As a newly ordained priest in the north of England, Henry Gordon read What Life Means to Me by Wilfred Grenfell, and he wrote, “Ever since the Gospel of its author has been my inspiration and joy.” (recorded in, and here quoted from, the journal “Among the Deep-Sea Fishers,” April, 1921). On August 17, 1915 he arrived at Cartwright on the SS Sagona to be the incumbent of the Mission of Sandwich Bay for the next ten years. He very quickly got to know the lay of the land and proved to be a capable navigator of the Mission’s new boat called St. Helen after his old parish in Lancashire. His journals provide a window into the life of one dedicated frontline worker during a pandemic over a hundred years ago.
From a report in The Evening Telegram on 2 September 1918, we know that he was in St. John’s in 1918 drumming up support for an ambitious ministry project that is memorialized in the school that bears his name today—Henry Gordon Academy, Cartwright. Encouraged by the support he had received from “several of St. John’s keenest laymen,” most likely parishioners of St. Thomas’ Church, he returned to his Mission of Sandwich Bay.
His journal records that the SS Sagona arrived in Cartwright on October the 20th bringing besides the supplies for the winter, a pile of newspapers and personal letters that was always a delight. On this occasion the news was not good. “Our newspapers relate of a serious epidemic which is raging in Newfoundland and other parts of the world. One hopes that it will not reach down here, but the fact that some of the steamer’s crew are down with it looks ominous.”
Nevertheless, he set out to visit several communities, and when the St. Helen arrived back in Cartwright on October 30th, he wrote, “Not a soul to be seen anywhere, and a strange, unusual silence. Going along the path to the Parsonage we met one of the Company’s (Hudson Bay Company) men staggering like a drunken man, and from him learned that the whole settlement was prostrated with sickness. It had struck the community like a cyclone two days after the Mail-boat had arrived. …Whole households lay inanimate all over their kitchen floors, unable to even feed themselves or look after the fire. … One seemed utterly incapable of dealing with the situation, the only thing one could do was to see that no one perished for want of food and firing.”

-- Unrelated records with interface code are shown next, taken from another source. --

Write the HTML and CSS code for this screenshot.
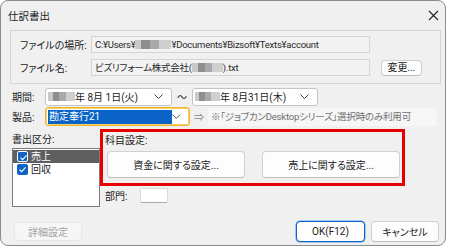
FILE: index.html
```html
<!DOCTYPE html>
<html lang="ja">
<head>
    <meta charset="UTF-8">
    <title>仕訳書出</title>
    <link rel="stylesheet" href="styles.css">
</head>
<body>
    <div class="window">
        <div class="titlebar">
            <span class="title">仕訳書出</span>
            <svg class="close" width="11" height="11" viewBox="0 0 11 11">
                <path d="M1 1 L10 10 M10 1 L1 10" stroke="#222" stroke-width="1.1" fill="none"/>
            </svg>
        </div>

        <div class="filebox">
            <div class="file-row">
                <span class="file-label">ファイルの場所:</span>
                <div class="field">C:¥Users¥<span class="mosaic m1"></span>¥Documents¥Bizsoft¥Texts¥account</div>
            </div>
            <div class="file-row">
                <span class="file-label">ファイル名:</span>
                <div class="field">ビズリフォーム株式会社(<span class="mosaic m2"></span>).txt</div>
                <button class="btn small">変更...</button>
            </div>
        </div>

        <div class="row period">
            <span class="row-label">期間:</span>
            <div class="combo c-from"><span class="mosaic m3"></span>年 8月 1日(火)<svg class="chev" width="9" height="5" viewBox="0 0 9 5"><path d="M0.5 0.5 L4.5 4.5 L8.5 0.5" stroke="#444" fill="none"/></svg></div>
            <span class="tilde">〜</span>
            <div class="combo c-to"><span class="mosaic m4"></span>年 8月31日(木)<svg class="chev" width="9" height="5" viewBox="0 0 9 5"><path d="M0.5 0.5 L4.5 4.5 L8.5 0.5" stroke="#444" fill="none"/></svg></div>
        </div>

        <div class="row product">
            <span class="row-label">製品:</span>
            <div class="combo focus"><span class="selected">勘定奉行21</span><svg class="chev" width="9" height="5" viewBox="0 0 9 5"><path d="M0.5 0.5 L4.5 4.5 L8.5 0.5" stroke="#444" fill="none"/></svg></div>
            <span class="arrow">⇒</span>
            <div class="note">※「ジョブカンDesktopシリーズ」選択時のみ利用可</div>
        </div>

        <div class="main">
            <div class="left">
                <div class="list-label">書出区分:</div>
                <div class="listbox">
                    <div class="item active"><span class="check"></span>売上</div>
                    <div class="item"><span class="check"></span>回収</div>
                </div>
            </div>
            <div class="right">
                <div class="highlight">
                    <div class="kamoku-label">科目設定:</div>
                    <div class="kamoku-buttons">
                        <button class="btn big">資金に関する設定...</button>
                        <button class="btn big">売上に関する設定...</button>
                    </div>
                </div>
                <div class="dept">
                    <span class="dept-label">部門:</span>
                    <div class="dept-input"></div>
                </div>
            </div>
        </div>

        <div class="footer">
            <button class="btn detail" disabled>詳細設定</button>
            <button class="btn ok">OK(F12)</button>
            <button class="btn cancel">キャンセル</button>
        </div>
    </div>
</body>
</html>
```

FILE: styles.css
```css
body {
    margin: 0;
    background-color: #ffffff;
    font-family: Roboto, 'Noto Sans CJK JP', sans-serif;
    font-size: 10px;
    font-feature-settings: "palt";
    color: #1b1b1b;
}
.window {
    box-sizing: border-box;
    width: 446px;
    height: 246px;
    border: 1px solid #8c8c8c;
    border-radius: 8px;
    background-color: #f0f0f0;
    overflow: hidden;
}
.titlebar {
    height: 29px;
    display: flex;
    align-items: center;
    justify-content: space-between;
    padding: 0 6px 0 7px;
}
.title {
    font-size: 10.5px;
}
.filebox {
    box-sizing: border-box;
    margin-left: 9px;
    width: 431px;
    height: 54px;
    border: 1px solid #d6d6d6;
    padding: 5px 0 0 9px;
}
.file-row {
    display: flex;
    align-items: center;
    height: 17px;
    margin-bottom: 6px;
}
.file-label {
    width: 71px;
}
.field {
    box-sizing: border-box;
    width: 279px;
    height: 17px;
    border: 1px solid #d4d4d4;
    background-color: #f2f2f2;
    padding-left: 3px;
    font-size: 9.5px;
    letter-spacing: -0.25px;
    line-height: 15px;
    white-space: nowrap;
    overflow: hidden;
    color: #2a2a2a;
}
.mosaic {
    display: inline-block;
    height: 9px;
    vertical-align: -1px;
    background: linear-gradient(90deg, #c9c9c9 0 18%, #8e8e8e 18% 42%, #a9a9a9 42% 66%, #cfcfcf 66% 100%);
}
.m1 { width: 36px; }
.m2 { width: 31px; }
.m3 { width: 27px; }
.m4 { width: 25px; }
.btn {
    box-sizing: border-box;
    font-family: inherit;
    font-size: 10px;
    font-feature-settings: "palt";
    color: #1b1b1b;
    background-color: #fdfdfd;
    border: 1px solid #d0d0d0;
    border-bottom-color: #bdbdbd;
    border-radius: 4px;
    padding: 0;
}
.btn.small {
    width: 41px;
    height: 16px;
    margin-left: 11px;
    line-height: 14px;
}
.row {
    display: flex;
    align-items: center;
    height: 19px;
    padding-left: 11px;
}
.period {
    margin-top: 3px;
}
.product {
    margin-top: 1px;
}
.row-label {
    width: 33px;
}
.combo {
    box-sizing: border-box;
    height: 18px;
    background-color: #ffffff;
    border: 1px solid #c4c4c4;
    border-radius: 3px;
    display: flex;
    align-items: center;
    padding: 0 8px 0 2px;
    white-space: nowrap;
}
.combo .chev {
    margin-left: auto;
}
.c-from {
    width: 127px;
}
.c-to {
    width: 126px;
}
.tilde {
    width: 20px;
    text-align: center;
}
.combo.focus {
    width: 145px;
    height: 19px;
    border: 1px solid #f0b429;
    box-shadow: inset 0 0 0 1px #f6cf6e;
    padding-left: 2px;
}
.selected {
    background-color: #0a64c8;
    color: #ffffff;
    width: 129px;
    height: 14px;
    line-height: 14px;
    padding-left: 1px;
}
.arrow {
    width: 18px;
    text-align: center;
    color: #8a8a8a;
}
.note {
    box-sizing: border-box;
    width: 229px;
    height: 18px;
    background-color: #f6f6f6;
    border-radius: 3px;
    line-height: 18px;
    padding-left: 3px;
    font-size: 9.5px;
    letter-spacing: -0.2px;
    color: #707070;
    white-space: nowrap;
}
.main {
    display: flex;
    height: 78px;
    margin-top: 3px;
}
.left {
    margin-left: 11px;
    width: 88px;
}
.list-label {
    height: 19px;
    padding-top: 3px;
    box-sizing: border-box;
    line-height: 16px;
}
.listbox {
    box-sizing: border-box;
    height: 59px;
    width: 88px;
    background-color: #ffffff;
    border: 1px solid #7c7c7c;
    padding-top: 1px;
}
.item {
    display: flex;
    align-items: center;
    height: 13px;
    line-height: 13px;
    padding-left: 4px;
    gap: 3px;
}
.item.active {
    background-color: #5f5f5f;
    color: #ffffff;
}
.check {
    box-sizing: border-box;
    width: 11px;
    height: 11px;
    border-radius: 2px;
    background-color: #1062c4;
    background-image: url("data:image/svg+xml,%3Csvg xmlns='http://www.w3.org/2000/svg' width='11' height='11'%3E%3Cpath d='M2.5 5.6 L4.6 7.6 L8.6 3.4' stroke='white' stroke-width='1.1' fill='none'/%3E%3C/svg%3E");
}
.item.active .check {
    border: 1px solid #ffffff;
}
.right {
    margin-left: 0;
}
.highlight {
    box-sizing: border-box;
    width: 305px;
    height: 57px;
    border: 3px solid #e60000;
    padding: 2px 0 0 2px;
}
.kamoku-label {
    height: 17px;
    line-height: 14px;
}
.kamoku-buttons {
    display: flex;
    gap: 17px;
    padding-left: 2px;
}
.btn.big {
    width: 138px;
    height: 27px;
}
.dept {
    display: flex;
    align-items: center;
    height: 16px;
    margin-top: 1px;
    padding-left: 5px;
}
.dept-label {
    width: 35px;
}
.dept-input {
    box-sizing: border-box;
    width: 28px;
    height: 15px;
    background-color: #ffffff;
    border: 1px solid #dadada;
    border-bottom-color: #a8a8a8;
    border-radius: 2px;
}
.footer {
    display: flex;
    align-items: center;
    height: 21px;
    margin-top: 14px;
    padding-left: 13px;
}
.btn.detail {
    width: 68px;
    height: 19px;
    background-color: #f6f6f6;
    border-color: #e6e6e6;
    color: #a2a2a2;
}
.btn.ok {
    width: 69px;
    height: 21px;
    margin-left: auto;
    border: 1px solid #0a64c8;
    box-shadow: inset 0 0 0 1px #ffffff, 0 0 0 0.5px #5a9be0;
}
.btn.cancel {
    width: 68px;
    height: 21px;
    margin-left: 6px;
    margin-right: 6px;
}
```
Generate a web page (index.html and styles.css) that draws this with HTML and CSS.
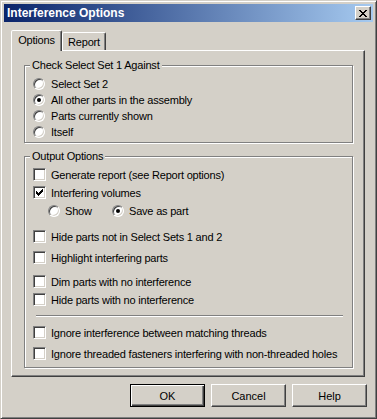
FILE: index.html
```html
<!DOCTYPE html>
<html lang="en">
<head>
    <meta charset="UTF-8">
    <title>Interference Options</title>
    <link rel="stylesheet" href="styles.css">
</head>
<body>

<div class="window">
    <div class="titlebar">
        <span class="title">Interference Options</span>
        <button class="close-btn" aria-label="Close">
            <svg width="8" height="7" viewBox="0 0 8 7" shape-rendering="crispEdges">
                <path d="M0 0h2v1h-2z M6 0h2v1h-2z M1 1h2v1h-2z M5 1h2v1h-2z M2 2h4v1h-4z M3 3h2v1h-2z M2 4h4v1h-4z M1 5h2v1h-2z M5 5h2v1h-2z M0 6h2v1h-2z M6 6h2v1h-2z" fill="#000"/>
            </svg>
        </button>
    </div>

    <div class="tabs">
        <div class="tab active">Options</div>
        <div class="tab">Report</div>
    </div>

    <div class="panel">
        <div class="group group-check">
            <span class="group-title">Check Select Set 1 Against</span>
            <div class="opt"><span class="radio"></span>Select Set 2</div>
            <div class="opt"><span class="radio on"></span>All other parts in the assembly</div>
            <div class="opt"><span class="radio"></span>Parts currently shown</div>
            <div class="opt"><span class="radio"></span>Itself</div>
        </div>

        <div class="group group-output">
            <span class="group-title">Output Options</span>
            <div class="opt"><span class="check"></span>Generate report (see Report options)</div>
            <div class="opt mt1"><span class="check on"><svg width="7" height="7" viewBox="0 0 7 7" shape-rendering="crispEdges"><path d="M0 2H1V3H2V4H3V3H4V2H5V1H6V0H7V3H6V4H5V5H4V6H3V7H2V6H1V5H0Z" fill="#000"/></svg></span>Interfering volumes</div>
            <div class="sub mt1">
                <div class="opt show"><span class="radio"></span>Show</div>
                <div class="opt"><span class="radio on"></span>Save as part</div>
            </div>
            <div class="opt mt9"><span class="check"></span>Hide parts not in Select Sets 1 and 2</div>
            <div class="opt mt4"><span class="check"></span>Highlight interfering parts</div>
            <div class="opt mt7"><span class="check"></span>Dim parts with no interference</div>
            <div class="opt mt1"><span class="check"></span>Hide parts with no interference</div>
            <div class="separator"></div>
            <div class="opt"><span class="check"></span>Ignore interference between matching threads</div>
            <div class="opt mt4"><span class="check"></span>Ignore threaded fasteners interfering with non-threaded holes</div>
        </div>
    </div>

    <div class="buttons">
        <button class="btn default">OK</button>
        <button class="btn">Cancel</button>
        <button class="btn">Help</button>
    </div>
</div>

</body>
</html>
```

FILE: styles.css
```css
body {
    margin: 0;
    background-color: #d4d0c8;
    font-family: "Liberation Sans", Arial, sans-serif;
    font-size: 11px;
    letter-spacing: -0.2px;
    color: #000;
}

/* Fensterrahmen, klassischer 3D-Look */
.window {
    width: 377px;
    height: 419px;
    box-sizing: border-box;
    border: 1px solid;
    border-color: #d4d0c8 #404040 #404040 #d4d0c8;
    box-shadow: inset 1px 1px 0 #fff, inset -1px -1px 0 #808080;
    padding: 3px;
    display: flex;
    flex-direction: column;
}

.titlebar {
    height: 18px;
    flex: none;
    display: flex;
    align-items: center;
    padding-left: 3px;
    background: linear-gradient(to right, #0a246a, #a6caf0);
}
.title {
    color: #fff;
    font-weight: bold;
    font-size: 12px;
    letter-spacing: 0;
}
.close-btn {
    margin-left: auto;
    margin-right: 2px;
    width: 16px;
    height: 14px;
    padding: 0;
    box-sizing: border-box;
    border: 1px solid;
    border-color: #fff #404040 #404040 #fff;
    box-shadow: inset -1px -1px 0 #808080;
    background-color: #d4d0c8;
    display: flex;
    align-items: center;
    justify-content: center;
}

/* Reiter */
.tabs {
    flex: none;
    display: flex;
    align-items: flex-end;
    height: 20px;
    margin-top: 8px;
    padding-left: 7px;
}
.tab {
    box-sizing: border-box;
    height: 18px;
    border: 1px solid;
    border-bottom: none;
    border-color: #fff #404040 transparent #fff;
    box-shadow: inset -1px 0 0 #808080;
    border-radius: 2px 2px 0 0;
    background-color: #d4d0c8;
    display: flex;
    align-items: center;
    justify-content: center;
    width: 44px;
}
.tab.active {
    width: 51px;
    height: 21px;
    margin-bottom: -1px;
    padding-bottom: 2px;
    position: relative;
    z-index: 1;
}

.panel {
    flex: none;
    width: 354px;
    height: 327px;
    box-sizing: border-box;
    margin-left: 7px;
    border: 1px solid;
    border-color: #fff #404040 #404040 #fff;
    box-shadow: inset -1px -1px 0 #808080;
    padding: 14px 11px 0 12px;
}

/* Gruppenrahmen (geätzt) */
.group {
    position: relative;
    border: 1px solid #808080;
    box-shadow: inset 1px 1px 0 #fff, 1px 1px 0 #fff;
    padding-left: 8px;
}
.group-title {
    position: absolute;
    top: -7px;
    left: 5px;
    padding: 0 2px;
    line-height: 13px;
    background-color: #d4d0c8;
}
.group-check {
    padding-top: 10px;
    padding-bottom: 2px;
}
.group-output {
    margin-top: 13px;
    padding-top: 9px;
    padding-bottom: 5px;
}

.opt {
    display: flex;
    align-items: center;
    height: 17px;
    white-space: nowrap;
}
.group-check .opt {
    height: 16px;
}
.mt1 { margin-top: 1px; }
.mt4 { margin-top: 4px; }
.mt7 { margin-top: 7px; }
.mt9 { margin-top: 9px; }

.sub {
    display: flex;
    margin-left: 15px;
}
.sub .show {
    width: 64px;
}
.sub .radio {
    margin-right: 5px;
}

.separator {
    height: 0;
    border-top: 1px solid #808080;
    border-bottom: 1px solid #fff;
    margin: 7px 9px 7px 3px;
}

.check {
    flex: none;
    width: 13px;
    height: 13px;
    box-sizing: border-box;
    border: 1px solid;
    border-color: #808080 #fff #fff #808080;
    box-shadow: inset 1px 1px 0 #404040, inset -1px -1px 0 #d4d0c8;
    background-color: #fff;
    margin-right: 5px;
    display: flex;
    align-items: center;
    justify-content: center;
}

.radio {
    flex: none;
    width: 12px;
    height: 12px;
    box-sizing: border-box;
    border-radius: 50%;
    border: 1px solid;
    border-color: #808080 #fff #fff #808080;
    box-shadow: inset 1px 1px 0 #404040, inset -1px -1px 0 #d4d0c8;
    background-color: #fff;
    margin-right: 6px;
    display: flex;
    align-items: center;
    justify-content: center;
}
.radio.on::after {
    content: "";
    width: 4px;
    height: 4px;
    border-radius: 50%;
    background-color: #000;
}

/* Schaltflächen unten */
.buttons {
    flex: none;
    display: flex;
    justify-content: flex-end;
    gap: 6px;
    margin-top: 7px;
    padding-right: 6px;
}
.btn {
    width: 75px;
    height: 23px;
    box-sizing: border-box;
    padding: 0;
    font: inherit;
    color: #000;
    background-color: #d4d0c8;
    border: 1px solid;
    border-color: #fff #404040 #404040 #fff;
    box-shadow: inset -1px -1px 0 #808080;
}
.btn.default {
    border-color: #000;
    box-shadow: inset 1px 1px 0 #fff, inset -1px -1px 0 #404040, inset -2px -2px 0 #808080;
}
```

On November 2nd he reported that he himself was “feeling rotten, head like a bladder full of wind,” but the next day he “got up, took a dose of brandy, and buried Howard Fequet at 1:30, then when back to bed again.”
On the 4th he wrote, “Can’t remember very clearly what happened on these two days. Felt very sick. I knew Mr. Parsons came up to ask me about burying somebody or other. I thought it was myself at the time.” His journal continues describing visiting the sick, chopping wood for their fires, making coffins and burying the dead. His letter to Bishop White on February 18th, three months later, paints a grave picture of the price of a pandemic:
“I expect that you will have heard already of the terrible times which we have experienced down here since last fall. I almost hate to write any more about the subject as the memory is almost too powerful. Suffice it to say that I had to live amid dead and dying for over a month, digging graves, tying up bodies and looking after little orphans. Out of a total population of 320 in Sandwich Bay we lost 69. One could relate many stories that would astonish the outside world but thank God all is now over and it is best to forget it.
I am afraid that I suffered rather more than I was aware of especially in my nervous system which seems all out of shape. I have been able to get through my visitation and am physically fairly fit, but I simply dread the thought of another winter down here without a change and a rest.”